Attorneys say Lindh’s confessions were made under torture pressure

ALEXANDRIA, June 15 (IslamOnline & News Agencies) - Defense attorneys for John Walker Lindh, in a motion to suppress evidence, stated that U.S. authorities in Afghanistan failed to advise him of his legal rights and ignored his pleas for a lawyer, and urged a judge Friday to suppress statements the defendant made while held in Afghanistan. 

The motion filing comes ahead of a Monday hearing for Lindh in U.S. District Court, where his lawyers will seek to have the entire case thrown out, reports CNN. 

In an attempt to bar the use of statements made while interrogated in Afghanistan in court, defense attorneys said Walker Lindh was "repeatedly interrogated without any attempt to advise him of his Fifth Amendment rights," contending that "any statements elicited without Miranda warnings cannot be used against Mr. Lindh in this criminal proceeding." 

Miranda warnings are the explicit reading of rights to anyone charged and arrested for a crime which states that they have a right to an attorney during questioning, that if he cannot afford an attorney one will provided for him, the right to remain silent, and that any statements they make to law enforcement authorities may be used against them in a court of law. The Miranda warnings are there to advise the arrested of their rights and that they can choose to say nothing. 

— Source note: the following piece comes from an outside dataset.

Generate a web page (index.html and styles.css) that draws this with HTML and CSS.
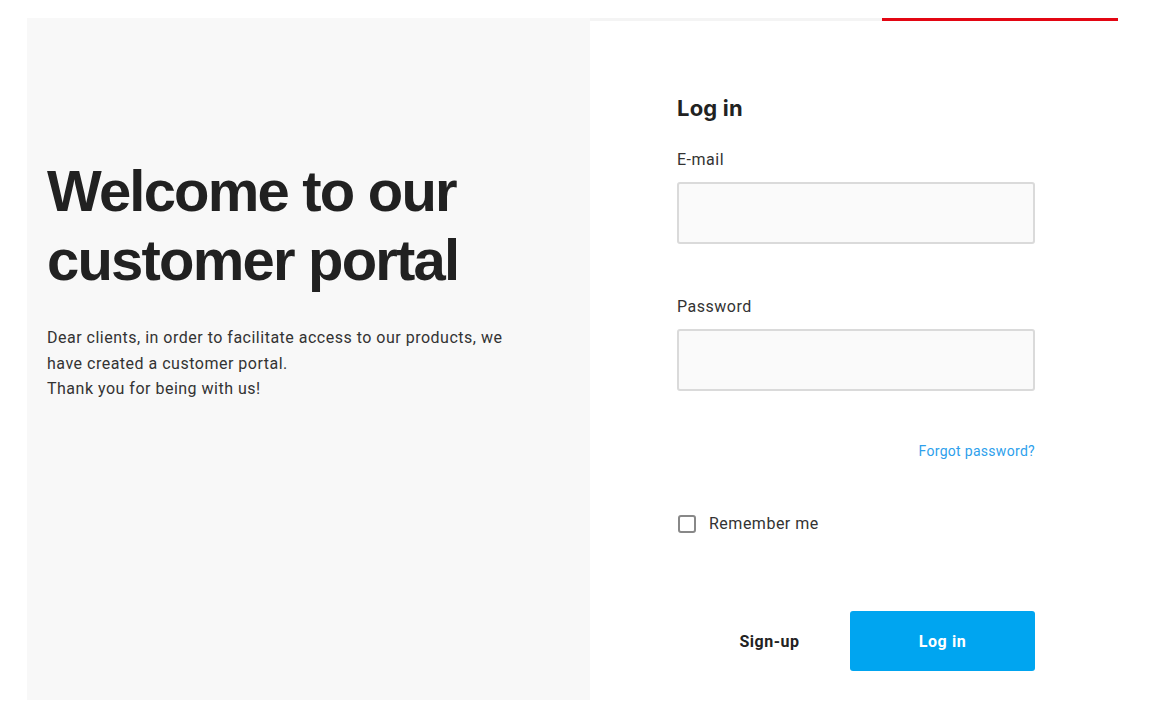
FILE: index.html
```html
<!DOCTYPE html>
<html lang="en">
<head>
<meta charset="UTF-8">
<meta name="viewport" content="width=device-width, initial-scale=1.0">
<title>Customer portal</title>
<link rel="stylesheet" href="styles.css">
</head>
<body>
<div class="page">
    <div class="intro">
        <h1>Welcome to our customer portal</h1>
        <p>Dear clients, in order to facilitate access to our products, we have created a customer portal.<br>Thank you for being with us!</p>
    </div>
    <div class="auth">
        <div class="progress"><div class="progress-bar"></div></div>
        <form class="login-form" onsubmit="return false">
            <h2>Log in</h2>
            <label class="field-label" for="email">E-mail</label>
            <input class="field" id="email" type="email">
            <label class="field-label label-password" for="password">Password</label>
            <input class="field" id="password" type="password">
            <div class="forgot"><a href="#">Forgot password?</a></div>
            <label class="remember"><input type="checkbox"><span class="box"></span>Remember me</label>
            <div class="actions">
                <a href="#" class="signup">Sign-up</a>
                <button class="login-btn" type="submit">Log in</button>
            </div>
        </form>
    </div>
</div>
</body>
</html>
```

FILE: styles.css
```css
body {
    font-family: Roboto, "Liberation Sans", sans-serif;
    margin: 0;
    background-color: #fff;
    color: #333;
    letter-spacing: 0.5px;
}
.page {
    display: flex;
    margin: 18px 0 0 27px;
    width: 1091px;
    height: 682px;
}
.intro {
    width: 543px;
    padding: 138px 0 0 20px;
    background-color: #f8f8f8;
}
.intro h1 {
    font-family: "Liberation Sans", Arial, sans-serif;
    font-weight: bold;
    font-size: 58px;
    line-height: 69px;
    letter-spacing: -1.8px;
    color: #212121;
    margin: 0 0 31px;
}
.intro p {
    max-width: 480px;
    margin: 0;
    font-size: 16px;
    line-height: 25.6px;
    color: #333;
}
.auth {
    flex: 1;
    display: flex;
    flex-direction: column;
}
.progress {
    height: 3px;
    background-color: #f4f4f4;
}
.progress-bar {
    margin-left: 292px;
    width: 236px;
    height: 3px;
    background-color: #e30613;
}
.login-form {
    display: flex;
    flex-direction: column;
    width: 358px;
    padding: 73px 0 0 87px;
}
.login-form h2 {
    font-family: Inter, Roboto, sans-serif;
    font-size: 22px;
    font-weight: 700;
    line-height: 28px;
    letter-spacing: 0.2px;
    color: #222;
    margin: 0 0 28px;
}
.field-label {
    font-size: 16px;
    line-height: 20px;
    color: #333;
    margin-bottom: 12px;
}
.label-password {
    margin-top: 53px;
}
.field {
    box-sizing: border-box;
    height: 62px;
    border: 2px solid #dadada;
    border-radius: 3px;
    background-color: #fafafa;
    padding: 0 14px;
    font-size: 16px;
    font-family: inherit;
    outline: none;
}
.forgot {
    text-align: right;
    margin-top: 50px;
    line-height: 20px;
}
.forgot a {
    font-size: 14px;
    letter-spacing: 0.3px;
    color: #2e9fec;
    text-decoration: none;
}
.remember {
    display: flex;
    align-items: center;
    margin-top: 53px;
    font-size: 16px;
    line-height: 20px;
    color: #333;
    cursor: pointer;
}
.remember input {
    display: none;
}
.remember .box {
    box-sizing: border-box;
    width: 18px;
    height: 18px;
    border: 2px solid #888;
    border-radius: 3px;
    margin: 0 13px 0 1px;
    background: #fff;
}
.actions {
    display: flex;
    align-items: center;
    margin-top: 77px;
}
.signup {
    flex: 1;
    padding-left: 12px;
    text-align: center;
    font-size: 16px;
    font-weight: 700;
    color: #222;
    text-decoration: none;
}
.login-btn {
    width: 185px;
    height: 60px;
    border: none;
    border-radius: 3px;
    background-color: #00a5f0;
    color: #fff;
    font-family: inherit;
    font-size: 16px;
    font-weight: 700;
    letter-spacing: 0.6px;
    cursor: pointer;
}
```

Lindh’s attorneys assert he was never read these rights last December when he was captured and interrogated, and that he repeatedly asked for an attorney, but that interrogators said there was none available. He was also not informed that his parents retained counsel for him in the United States. 

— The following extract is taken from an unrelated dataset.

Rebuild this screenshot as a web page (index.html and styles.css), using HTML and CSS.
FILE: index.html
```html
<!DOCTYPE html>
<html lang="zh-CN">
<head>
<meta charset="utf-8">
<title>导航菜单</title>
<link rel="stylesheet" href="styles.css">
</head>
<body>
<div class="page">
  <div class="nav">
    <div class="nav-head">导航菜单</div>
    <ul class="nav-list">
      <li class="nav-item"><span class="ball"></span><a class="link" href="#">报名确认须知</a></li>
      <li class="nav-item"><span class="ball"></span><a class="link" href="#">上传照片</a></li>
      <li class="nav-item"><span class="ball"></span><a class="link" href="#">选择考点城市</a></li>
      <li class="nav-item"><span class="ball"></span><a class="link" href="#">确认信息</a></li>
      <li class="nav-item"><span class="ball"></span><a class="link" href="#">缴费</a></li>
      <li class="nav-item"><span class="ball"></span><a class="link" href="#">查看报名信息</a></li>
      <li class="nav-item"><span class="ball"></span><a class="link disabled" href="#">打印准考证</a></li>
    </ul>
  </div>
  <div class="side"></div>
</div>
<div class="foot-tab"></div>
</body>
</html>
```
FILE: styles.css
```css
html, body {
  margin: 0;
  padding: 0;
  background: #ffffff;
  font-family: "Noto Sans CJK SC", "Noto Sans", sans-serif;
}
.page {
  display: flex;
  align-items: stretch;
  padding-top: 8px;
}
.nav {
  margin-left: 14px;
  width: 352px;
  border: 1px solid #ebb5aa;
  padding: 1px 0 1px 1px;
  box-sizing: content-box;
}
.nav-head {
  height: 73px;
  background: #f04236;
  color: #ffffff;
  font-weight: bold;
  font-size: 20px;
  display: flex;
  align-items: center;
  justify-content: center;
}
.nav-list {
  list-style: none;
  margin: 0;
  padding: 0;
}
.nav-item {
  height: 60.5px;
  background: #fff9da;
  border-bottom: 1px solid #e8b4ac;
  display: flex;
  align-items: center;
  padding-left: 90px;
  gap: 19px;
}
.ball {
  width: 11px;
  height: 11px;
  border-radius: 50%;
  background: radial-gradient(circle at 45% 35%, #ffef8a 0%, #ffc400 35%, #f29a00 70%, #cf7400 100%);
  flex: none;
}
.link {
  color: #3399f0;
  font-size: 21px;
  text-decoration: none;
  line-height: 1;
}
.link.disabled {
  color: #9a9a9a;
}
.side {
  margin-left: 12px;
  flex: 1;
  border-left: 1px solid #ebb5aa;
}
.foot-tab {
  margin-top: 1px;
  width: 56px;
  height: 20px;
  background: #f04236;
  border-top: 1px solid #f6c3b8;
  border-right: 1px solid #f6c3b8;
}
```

"The law is clear that any statements elicited without Miranda warnings cannot be used against Mr. Lindh in this criminal proceeding," the motion said. 

The U.S. government acknowledges that Lindh's statements were heavily relied upon in his indictment, which charged him with conspiring to murder Americans and aiding the Taliban and al-Qaeda, reports news agencies. 

The government’s complaint states that Lindh told the Federal Bureau of Investigation (FBI) that he personally met Osama bin Laden and was aware in June that al-Qaeda was sending people to the U.S. to carry out attacks. 

The unique legal issue arising from the defense’s motion is of whether a U.S. citizen is entitled to rights like Miranda when he is captured as a soldier fighting against the U.S., and not brought to the U.S. criminal system at that moment. 

Defense attorneys assert that Lindh’s signed waiver of his rights when questioned by an FBI agent in Afghanistan were made under periods and conditions of duress. During those days in December, Lindh was while blindfolded, shackled and bound to a stretcher after spending two days in a metal shipping container with neither heat nor light, the motion said. 

"He was sleep-deprived, malnourished, hungry and in pain, with a bullet and shrapnel still lodged in his body," the motion said. "Mr. Lindh reasonably perceived that only by signing the form could he hope for relief from the oppressive conditions of captivity." 

As a result, Lindh emerged "completely intimidated, broken mentally and physically," his lawyers contend.